___ SUPPLIED MATERIAL ___

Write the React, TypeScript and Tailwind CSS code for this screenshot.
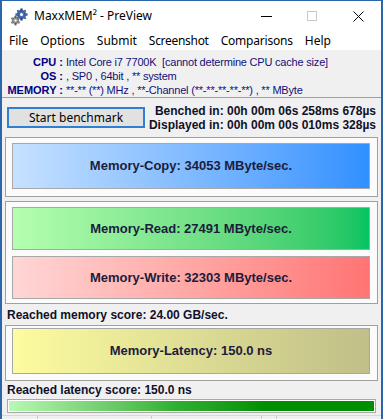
import React from 'react';

const ui = { fontFamily: '"Noto Sans", "Open Sans", sans-serif' };
const tah = { fontFamily: '"Liberation Sans", Arial, sans-serif' };

const Gears = () => (
  <svg width="18" height="18" viewBox="0 0 18 18">
    <g fill="#4a6fb5" stroke="#2c4a86" strokeWidth="0.6">
      <circle cx="11.5" cy="6.5" r="4.2" />
      {[0, 45, 90, 135, 180, 225, 270, 315].map(a => (
        <rect key={a} x="10.7" y="0.8" width="1.6" height="2.4" transform={`rotate(${a} 11.5 6.5)`} />
      ))}
    </g>
    <circle cx="11.5" cy="6.5" r="1.5" fill="#fff" />
    <g fill="#9a9a9a" stroke="#5a5a5a" strokeWidth="0.5">
      <circle cx="5.5" cy="12.5" r="3.2" />
      {[0, 60, 120, 180, 240, 300].map(a => (
        <rect key={a} x="4.8" y="7.9" width="1.4" height="2" transform={`rotate(${a} 5.5 12.5)`} />
      ))}
    </g>
    <circle cx="5.5" cy="12.5" r="1.1" fill="#fff" />
  </svg>
);

const Bar = ({ label, cls, h }: { label: string; cls: string; h: string }) => (
  <div className={`${cls} ${h} border border-[#a8a8a8] flex items-center justify-center`}>
    <span className="text-[13px] font-bold text-[#1c1c3c]" style={tah}>{label}</span>
  </div>
);

export default function App() {
  return (
    <div className="w-[383px] h-[419px] overflow-hidden bg-white flex flex-col border-l-2 border-r-2 border-t border-[#2b66ad]">
      {/* title bar */}
      <div className="h-[30px] flex items-center shrink-0" style={ui}>
        <div className="ml-[8px] mt-[1px]"><Gears /></div>
        <span className="ml-[6px] text-[12px] text-black">MaxxMEM² - PreView</span>
        <div className="ml-auto flex items-center">
          <div className="w-[46px] flex justify-center"><div className="w-[11px] h-px bg-black" /></div>
          <div className="w-[46px] flex justify-center"><div className="w-[10px] h-[10px] border border-[#c8c8c8]" /></div>
          <div className="w-[46px] flex justify-center">
            <svg width="11" height="11" viewBox="0 0 11 11"><path d="M0.5 0.5L10.5 10.5M10.5 0.5L0.5 10.5" stroke="#000" strokeWidth="1" /></svg>
          </div>
        </div>
      </div>
      {/* menu */}
      <div className="h-[19px] flex items-center text-[12px] text-black shrink-0 pl-[7px] gap-[12px]" style={ui}>
        <span>File</span>
        <span>Options</span>
        <span>Submit</span>
        <span className="tracking-[-0.3px]">Screenshot</span>
        <span className="tracking-[-0.2px]">Comparisons</span>
        <span>Help</span>
      </div>
      {/* client */}
      <div className="flex-1 bg-[#f0f0f0] flex flex-col" style={tah}>
        <div className="pt-[5px] text-[11px] leading-[14px] text-[#10107a] border-b border-[#a0a0a0]">
          <div className="flex"><span className="w-[61px] text-right font-bold text-[#000080]">CPU :</span><span className="ml-[3px] tracking-[-0.2px]">Intel Core i7 7700K&nbsp; [cannot determine CPU cache size]</span></div>
          <div className="flex"><span className="w-[61px] text-right font-bold text-[#000080]">OS :</span><span className="ml-[3px] tracking-[-0.2px]">, SP0 , 64bit , ** system</span></div>
          <div className="flex"><span className="w-[61px] text-right font-bold text-[#000080]">MEMORY :</span><span className="ml-[3px] tracking-[-0.2px]">**-** (**) MHz , **-Channel (**-**-**-**-**) , ** MByte</span></div>
        </div>
        <div className="flex items-center justify-between h-[39px] pl-[5px] pr-[5px]">
          <div className="w-[138px] h-[21px] border-2 border-[#2f7fd3] bg-[#e1e1e1] flex items-center justify-center text-[12px] text-black" style={ui}>
            Start benchmark
          </div>
          <div className="text-right text-[12px] leading-[14px] font-bold text-[#10102a]">
            <div>Benched in: 00h 00m 06s 258ms 678µs</div>
            <div>Displayed in: 00h 00m 00s 010ms 328µs</div>
          </div>
        </div>
        <div className="mx-[3px] border border-[#a0a0a0] bg-[#fbfbfb] pt-[5px] pb-[7px] pl-[6px] pr-[7px]">
          <Bar label="Memory-Copy: 34053 MByte/sec." h="h-[46px]" cls="bg-gradient-to-r from-[#c6e1ff] to-[#2f90ff]" />
        </div>
        <div className="mt-[4px] mx-[3px] border border-[#a0a0a0] bg-[#fbfbfb] pt-[5px] pb-[4px] pl-[6px] pr-[7px] flex flex-col gap-[6px]">
          <Bar label="Memory-Read: 27491 MByte/sec." h="h-[43px]" cls="bg-gradient-to-r from-[#b4ffb0] to-[#00c462]" />
          <Bar label="Memory-Write: 32303 MByte/sec." h="h-[43px]" cls="bg-gradient-to-r from-[#ffd6d6] to-[#ff7474]" />
        </div>
        <div className="h-[21px] flex items-center pl-[5px] text-[12px] font-bold text-[#10102a]">Reached memory score: 24.00 GB/sec.</div>
        <div className="mx-[3px] border border-[#a0a0a0] bg-[#fbfbfb] pt-[2px] pb-[6px] pl-[6px] pr-[7px]">
          <Bar label="Memory-Latency: 150.0 ns" h="h-[46px]" cls="bg-gradient-to-r from-[#fdfca0] to-[#bfbf88]" />
        </div>
        <div className="h-[18px] flex items-center pl-[5px] text-[12px] font-bold text-[#10102a]">Reached latency score: 150.0 ns</div>
        <div className="mx-[5px] h-[14px] border border-[#a8a8a8] bg-white p-[1px]">
          <div className="h-full bg-gradient-to-r from-[#b8f8b4] via-[#30b030] via-45% to-[#008f00] to-70%" />
        </div>
        <div className="mt-[2px] flex-1 border-t border-[#d8d8d8] flex">
          <div className="w-[36px] border-r border-[#c8c8c8]" />
          <div className="w-[114px] border-r border-[#c8c8c8]" />
          <div className="w-[110px] border-r border-[#c8c8c8]" />
          <div className="w-[15px] border-r border-[#c8c8c8]" />
        </div>
      </div>
    </div>
  );
}
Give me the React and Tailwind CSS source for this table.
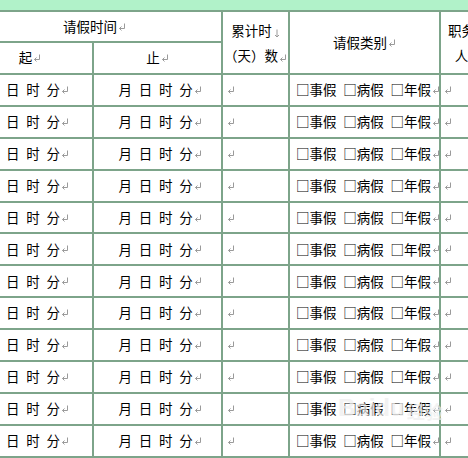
import React from 'react';

const sp = '\u2002';

// Word-style paragraph mark
const Mark = () => (
  <svg width="8" height="8" viewBox="0 0 8 8" className="inline-block shrink-0 ml-[1px] align-[-1px]">
    <path d="M6.5 0.5 V5.5 H1.5" fill="none" stroke="#9a9a9a" strokeWidth="1" />
    <path d="M3.5 3.5 L1.5 5.5 L3.5 7.5" fill="none" stroke="#9a9a9a" strokeWidth="1" />
  </svg>
);

// manual line break arrow
const BreakMark = () => (
  <svg width="6" height="9" viewBox="0 0 6 9" className="inline-block ml-[2px] align-[-2px]">
    <path d="M3 0.5 V8" fill="none" stroke="#9a9a9a" strokeWidth="1" />
    <path d="M1 6 L3 8 L5 6" fill="none" stroke="#9a9a9a" strokeWidth="1" />
  </svg>
);

const rows = Array.from({ length: 12 }, (_, i) => i);

export default function App() {
  return (
    <div
      className="relative w-[468px] h-[458px] overflow-hidden bg-white text-black text-[13.5px] leading-none whitespace-nowrap"
      style={{ fontFamily: '"Noto Sans CJK SC", "Noto Sans", sans-serif' }}
    >
      <div className="h-[10px] bg-[#b1f2c9]" />
      <div className="ml-[-32px] w-[500px] grid grid-cols-[124px_127px_65px_149px_41px] grid-rows-[29px_30px_repeat(12,29.9px)] gap-[2px] bg-[#7da48a] border-t-2 border-b-2 border-[#7da48a]">
        <div className="col-span-2 bg-white flex items-center justify-center">
          请假时间<Mark />
        </div>
        <div className="row-span-2 bg-white flex flex-col justify-center items-center leading-[25px]">
          <div>累计时<BreakMark /></div>
          <div>（天）数<Mark /></div>
        </div>
        <div className="row-span-2 bg-white flex items-center justify-center">
          请假类别<Mark />
        </div>
        <div className="row-span-2 bg-white flex flex-col justify-center items-center leading-[25px]">
          <div>职务</div>
          <div>人</div>
        </div>
        <div className="bg-white flex items-center justify-center">
          起<Mark />
        </div>
        <div className="bg-white flex items-center justify-center">
          止<Mark />
        </div>

        {rows.map((i) => (
          <React.Fragment key={i}>
            <div className="bg-white flex items-center pl-[38px]">
              日{sp}时{sp}分<Mark />
            </div>
            <div className="bg-white flex items-center justify-center pl-[5px]">
              月{sp}日{sp}时{sp}分<Mark />
            </div>
            <div className="bg-white flex items-center pl-[3px]">
              <Mark />
            </div>
            <div className="bg-white flex items-center pl-[6px]">
              □事假{sp}□病假{sp}□年假<Mark />
            </div>
            <div className="bg-white flex items-center pl-[2px]">
              <Mark />
            </div>
          </React.Fragment>
        ))}
      </div>

      {/* watermark */}
      <div className="absolute left-[338px] top-[396px] flex items-end text-[24px] font-bold text-[#ededed] opacity-70 leading-none pointer-events-none">
        <span style={{ fontFamily: '"Liberation Sans", sans-serif' }}>Baidu</span>
        <span className="text-[18px] ml-[2px]">经验</span>
      </div>
    </div>
  );
}
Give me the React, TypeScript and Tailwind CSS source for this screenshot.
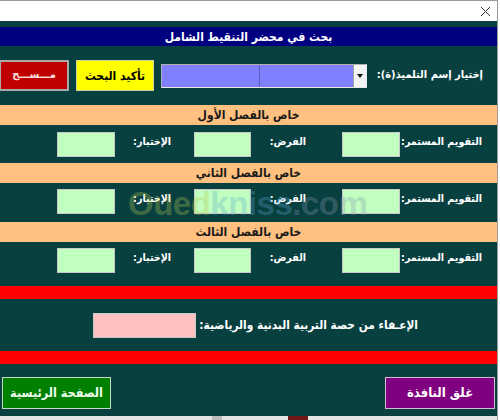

___

- [WRITTEN INSTRUCTION]
Collect each line containing the string "this".

- [OUTPUT OF THE TASK]
Write the React, TypeScript and Tailwind CSS code for this screenshot.
Give me the React and Tailwind CSS source for this table.
Give me the React, TypeScript and Tailwind CSS source for this screenshot.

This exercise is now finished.